Ok, I did test this by removing all but one physical NIC from the container and adding them back one by one. The problems start when adding the third one of four.
No idea, I have Ubuntu server with minimal extra packages. Predictable Network Interface Names does this on boot of course, but like I said before, If I disable that the LXC container wont start even once and I have those phys*** nics listed when it has tried.
I’m using only systemd-networkd with only br0 configured if that makes any difference. And I compile lxd from source, I don’t have snap installed.
I did find evidence of interface name changes on my failing LXD 5.0 box.
I have just 1 NIC that I use (also a WiFi, but it was never configured in Netplan).
I got this (and then some) problems after a host reboot for maintenance.

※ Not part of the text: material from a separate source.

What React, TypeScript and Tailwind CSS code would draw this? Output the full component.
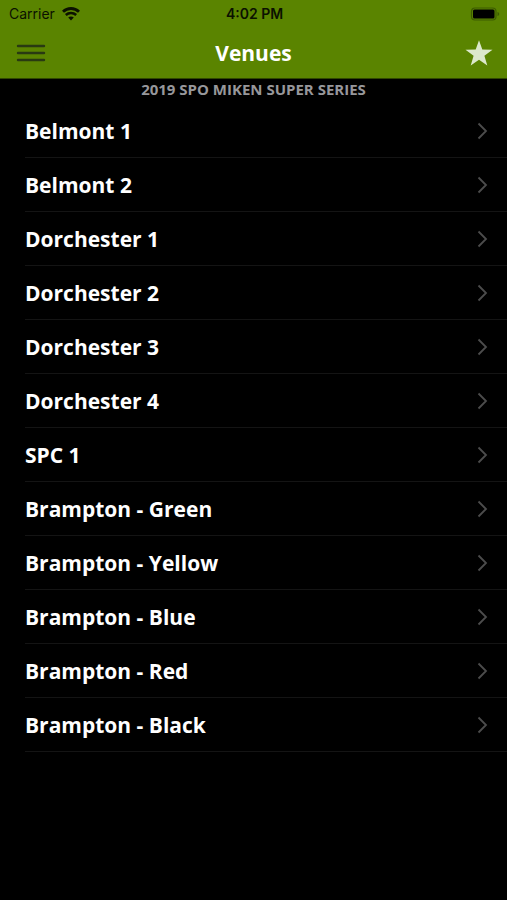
const venues = [
  'Belmont 1',
  'Belmont 2',
  'Dorchester 1',
  'Dorchester 2',
  'Dorchester 3',
  'Dorchester 4',
  'SPC 1',
  'Brampton - Green',
  'Brampton - Yellow',
  'Brampton - Blue',
  'Brampton - Red',
  'Brampton - Black',
]

function WifiIcon() {
  return (
    <svg viewBox="0 0 18 14" className="w-[18px] h-3.5" fill="none" aria-hidden="true">
      <path d="M1 4.800C5.500.4 12.500.4 17 4.800" stroke="#0b1100" strokeWidth="2.800" />
      <path d="M3.800 8c3-2.800 7.400-2.800 10.400 0" stroke="#0b1100" strokeWidth="2.500" />
      <path d="M6.200 10.600c1.600-1.500 4-1.500 5.600 0L9 13.600z" fill="#0b1100" />
    </svg>
  )
}

function BatteryIcon() {
  return (
    <svg viewBox="0 0 30 14" className="w-[30px] h-3.5" aria-hidden="true">
      <rect x="1.500" y="1" width="24.500" height="12" rx="3.500" fill="none" stroke="#3d5c00" strokeWidth="1.200" />
      <rect x="3" y="2.500" width="21.500" height="9" rx="1.500" fill="#000" />
      <path d="M27.500 5v4c1-.3 1.700-1.100 1.700-2s-.7-1.700-1.700-2z" fill="#3d5c00" />
    </svg>
  )
}

function StatusBar() {
  return (
    <div className="h-7 pl-[9px] pr-[7px] grid grid-cols-[1fr_auto_1fr] items-center text-[#0b1100] font-['Inter','Liberation_Sans',sans-serif]">
      <div className="flex items-center gap-[7px] text-sm">
        <span>Carrier</span>
        <WifiIcon />
      </div>
      <div className="text-sm font-semibold">4:02 PM</div>
      <div className="flex justify-end">
        <BatteryIcon />
      </div>
    </div>
  )
}

function NavBar() {
  return (
    <div className="h-[50px] px-3.5 grid grid-cols-[1fr_auto_1fr] items-center">
      <button type="button" aria-label="Menu" className="justify-self-start px-0.5">
        <svg viewBox="0 0 30 20" className="w-[30px] h-5" aria-hidden="true">
          <path d="M2 3h26M2 10h26M2 17h26" stroke="#293a12" strokeWidth="2.400" strokeLinecap="round" />
        </svg>
      </button>
      <h1 className="text-[21px] leading-7 font-bold text-white">Venues</h1>
      <button type="button" aria-label="Favorite" className="justify-self-end">
        <svg viewBox="0 0 28 27" className="w-7 h-[27px]" aria-hidden="true">
          <path
            d="M14 .3l3.300 9.300 10.200.2-8.100 6 2.900 9.700-8.300-5.800-8.300 5.800 2.900-9.700-8.100-6 10.200-.2z"
            fill="#dce8cb"
          />
        </svg>
      </button>
    </div>
  )
}

function VenueRow({ name }: { name: string }) {
  return (
    <li className="ml-[25px] border-b border-[#141414]">
      <button type="button" className="w-full h-[53px] pr-[18px] flex items-center justify-between text-left">
        <span className="text-[21px] leading-7 font-bold text-white">{name}</span>
        <svg viewBox="0 0 12 18" className="w-3 h-[18px]" fill="none" aria-hidden="true">
          <path d="M1.500 1.500L9 9l-7.500 7.500" stroke="#4c4c4c" strokeWidth="1.800" />
        </svg>
      </button>
    </li>
  )
}

export default function App() {
  return (
    <div className="min-h-screen bg-black font-['Open_Sans','Noto_Sans',sans-serif]">
      <header className="bg-[#5a8400] border-b border-[#304700]">
        <StatusBar />
        <NavBar />
      </header>
      <main>
        <h2 className="h-[25px] text-[15px] leading-5 font-bold text-center text-[#97979b]">
          2019 SPO MIKEN SUPER SERIES
        </h2>
        <ul>
          {venues.map((name) => (
            <VenueRow key={name} name={name} />
          ))}
        </ul>
      </main>
    </div>
  )
}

Now I’m getting a bunch of different errors on Ubuntu 20.04 with LXD 5.0 and containers can’t start.
I am using snapd with latest/stable; this was the first orderly restart after (unexpected) upgrade of LXD to 5.0 by snapd (I shouldn’t have used latest/stable, 4.0 worked fine before).
Anyway, as far as one of the issues - the network interface name change - is concerned, I see this in syslog:
Apr 15 06:42:45 server kernel: [ 43.465960] device vethe34f7be2 entered promiscuous mode
Apr 15 06:42:45 server zed: eid=15 class=history_event pool_guid=0x7FA2A2DA6C8B7235
Apr 15 06:42:45 server zed: eid=16 class=history_event pool_guid=0x7FA2A2DA6C8B7235
Apr 15 06:42:45 server zed: eid=17 class=history_event pool_guid=0x7FA2A2DA6C8B7235
Apr 15 06:42:45 server kernel: [ 43.582430] audit: type=1400 audit(1650004965.651:61): apparmor="STATUS" operation="profile_load" profile="unconfined" name="lxd-mycont </var/snap/lxd/common/lxd>" pid=14896 comm="apparmor_parser"
Apr 15 06:42:45 server kernel: [ 43.660602] physi2Ry4Y: renamed from vetha32d6312
Apr 15 06:42:45 server kernel: [ 43.684939] eth0: renamed from physi2Ry4Y
Apr 15 06:42:45 server systemd-networkd[1579]: vethe34f7be2: Gained carrier
Apr 15 06:42:45 server kernel: [ 43.709518] lxdbr0: port 2(vethe34f7be2) entered blocking state
Apr 15 06:42:45 server kernel: [ 43.709520] lxdbr0: port 2(vethe34f7be2) entered forwarding state
Apr 15 06:42:48 server systemd[1]: systemd-hostnamed.service: Succeeded.
I looked around and it seems this could be related to systemd (current version 250, current version in Ubuntu 20.04 is 245 and at that time they still didn’t publish change logs so it’s hard to figure out what changed in 246 or 247, for example). I also looked at udev rules, but didn’t find any unusual, the same with networkd-dispatcher (running with in verbose mode revealed nothing new).
I also tried configuring systemd-network to start after udev. No difference.
[Unit]
After=systemd-udev-settle.service
My last try was to change default bridge to br0 and bring br0 up via Netplan rather than leave it to LXD, but that doesn’t help.
Sorry for replying to an old topic. I had the same trouble as the poster of this topic.
And today I am very lucky. I found this thread.
@Pieter I followed your advice and my container rebooted successfully.
I am a beginner in both Linux and LDX (and English), so I didn’t even know how to look for tips to solve the problem. Unfortunately, I don’t even really understand what the settings I made this time mean.
Regardless, I am so full of gratitude to you and all the people on this thread that I immediately created an account on this forum.